INSTRUCTION:
Give the listing again exactly, omitting its images.

DATA SHOWN:
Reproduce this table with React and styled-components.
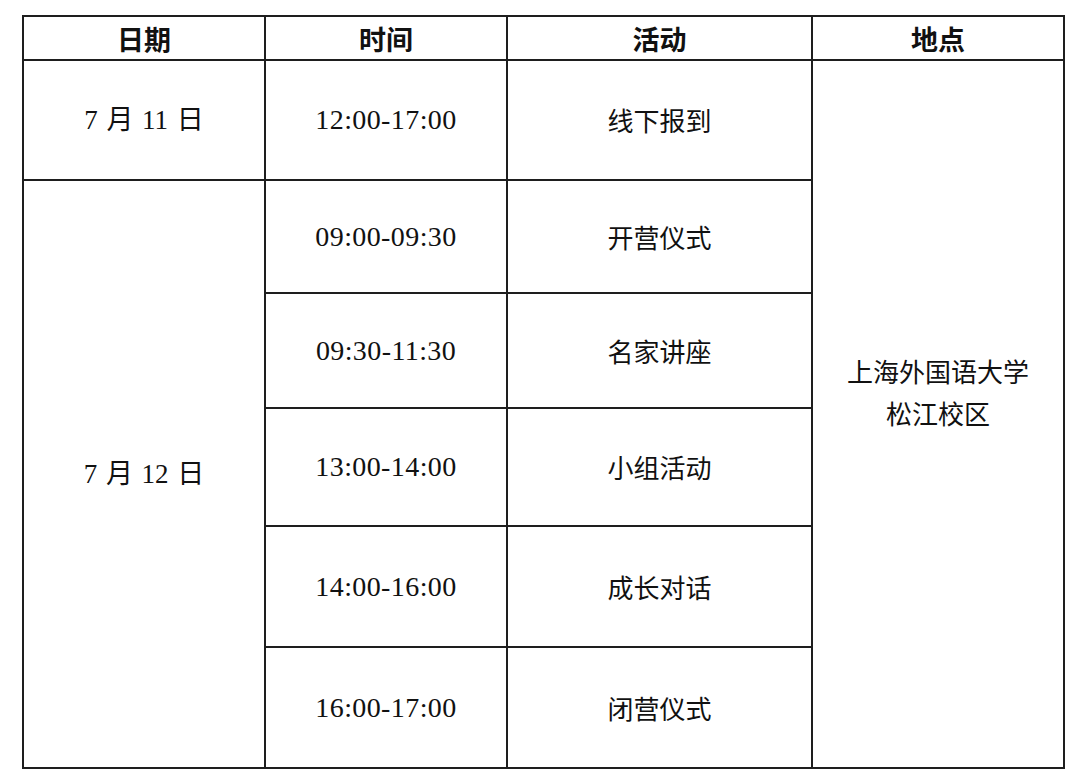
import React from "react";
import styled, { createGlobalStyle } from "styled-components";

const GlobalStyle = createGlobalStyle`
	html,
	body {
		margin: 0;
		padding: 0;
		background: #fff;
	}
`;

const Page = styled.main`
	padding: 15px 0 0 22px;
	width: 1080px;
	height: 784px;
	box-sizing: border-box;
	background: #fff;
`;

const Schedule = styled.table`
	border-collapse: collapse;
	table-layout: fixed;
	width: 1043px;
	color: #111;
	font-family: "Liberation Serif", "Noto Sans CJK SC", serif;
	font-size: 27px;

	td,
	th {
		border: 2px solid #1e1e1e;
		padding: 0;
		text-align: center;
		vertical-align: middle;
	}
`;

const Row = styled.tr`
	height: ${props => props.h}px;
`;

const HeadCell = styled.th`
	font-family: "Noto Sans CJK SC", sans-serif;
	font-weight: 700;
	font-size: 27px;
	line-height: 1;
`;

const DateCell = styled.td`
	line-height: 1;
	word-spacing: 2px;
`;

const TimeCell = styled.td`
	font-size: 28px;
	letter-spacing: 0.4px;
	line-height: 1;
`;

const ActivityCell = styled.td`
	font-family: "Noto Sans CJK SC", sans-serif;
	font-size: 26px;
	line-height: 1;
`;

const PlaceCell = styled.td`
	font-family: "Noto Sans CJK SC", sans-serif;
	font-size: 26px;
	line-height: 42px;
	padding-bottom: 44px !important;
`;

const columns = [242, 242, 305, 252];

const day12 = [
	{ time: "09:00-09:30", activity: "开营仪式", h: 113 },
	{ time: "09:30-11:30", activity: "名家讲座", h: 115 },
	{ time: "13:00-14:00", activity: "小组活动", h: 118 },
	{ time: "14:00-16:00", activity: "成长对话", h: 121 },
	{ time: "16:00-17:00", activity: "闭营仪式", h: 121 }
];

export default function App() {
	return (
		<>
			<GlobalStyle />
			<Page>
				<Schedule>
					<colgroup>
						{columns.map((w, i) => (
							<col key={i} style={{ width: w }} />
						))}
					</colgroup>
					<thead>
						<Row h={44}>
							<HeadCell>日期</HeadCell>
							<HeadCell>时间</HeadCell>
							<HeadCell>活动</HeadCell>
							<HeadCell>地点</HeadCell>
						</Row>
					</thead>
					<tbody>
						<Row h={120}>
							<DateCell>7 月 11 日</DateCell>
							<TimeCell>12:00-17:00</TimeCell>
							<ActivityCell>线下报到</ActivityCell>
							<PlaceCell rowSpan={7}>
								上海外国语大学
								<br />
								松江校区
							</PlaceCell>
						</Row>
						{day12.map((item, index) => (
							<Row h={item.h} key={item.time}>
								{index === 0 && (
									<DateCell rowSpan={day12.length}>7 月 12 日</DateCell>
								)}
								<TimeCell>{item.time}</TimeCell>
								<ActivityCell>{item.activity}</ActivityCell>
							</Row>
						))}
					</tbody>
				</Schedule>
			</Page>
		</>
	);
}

SOLUTION TO THE PROBLEM:
Reproduce this table with React and styled-components.
import React from "react";
import styled, { createGlobalStyle } from "styled-components";

const GlobalStyle = createGlobalStyle`
	html,
	body {
		margin: 0;
		padding: 0;
		background: #fff;
	}
`;

const Page = styled.main`
	padding: 15px 0 0 22px;
	width: 1080px;
	height: 784px;
	box-sizing: border-box;
	background: #fff;
`;

const Schedule = styled.table`
	border-collapse: collapse;
	table-layout: fixed;
	width: 1043px;
	color: #111;
	font-family: "Liberation Serif", "Noto Sans CJK SC", serif;
	font-size: 27px;

	td,
	th {
		border: 2px solid #1e1e1e;
		padding: 0;
		text-align: center;
		vertical-align: middle;
	}
`;

const Row = styled.tr`
	height: ${props => props.h}px;
`;

const HeadCell = styled.th`
	font-family: "Noto Sans CJK SC", sans-serif;
	font-weight: 700;
	font-size: 27px;
	line-height: 1;
`;

const DateCell = styled.td`
	line-height: 1;
	word-spacing: 2px;
`;

const TimeCell = styled.td`
	font-size: 28px;
	letter-spacing: 0.4px;
	line-height: 1;
`;

const ActivityCell = styled.td`
	font-family: "Noto Sans CJK SC", sans-serif;
	font-size: 26px;
	line-height: 1;
`;

const PlaceCell = styled.td`
	font-family: "Noto Sans CJK SC", sans-serif;
	font-size: 26px;
	line-height: 42px;
	padding-bottom: 44px !important;
`;

const columns = [242, 242, 305, 252];

const day12 = [
	{ time: "09:00-09:30", activity: "开营仪式", h: 113 },
	{ time: "09:30-11:30", activity: "名家讲座", h: 115 },
	{ time: "13:00-14:00", activity: "小组活动", h: 118 },
	{ time: "14:00-16:00", activity: "成长对话", h: 121 },
	{ time: "16:00-17:00", activity: "闭营仪式", h: 121 }
];

export default function App() {
	return (
		<>
			<GlobalStyle />
			<Page>
				<Schedule>
					<colgroup>
						{columns.map((w, i) => (
							<col key={i} style={{ width: w }} />
						))}
					</colgroup>
					<thead>
						<Row h={44}>
							<HeadCell>日期</HeadCell>
							<HeadCell>时间</HeadCell>
							<HeadCell>活动</HeadCell>
							<HeadCell>地点</HeadCell>
						</Row>
					</thead>
					<tbody>
						<Row h={120}>
							<DateCell>7 月 11 日</DateCell>
							<TimeCell>12:00-17:00</TimeCell>
							<ActivityCell>线下报到</ActivityCell>
							<PlaceCell rowSpan={7}>
								上海外国语大学
								<br />
								松江校区
							</PlaceCell>
						</Row>
						{day12.map((item, index) => (
							<Row h={item.h} key={item.time}>
								{index === 0 && (
									<DateCell rowSpan={day12.length}>7 月 12 日</DateCell>
								)}
								<TimeCell>{item.time}</TimeCell>
								<ActivityCell>{item.activity}</ActivityCell>
							</Row>
						))}
					</tbody>
				</Schedule>
			</Page>
		</>
	);
}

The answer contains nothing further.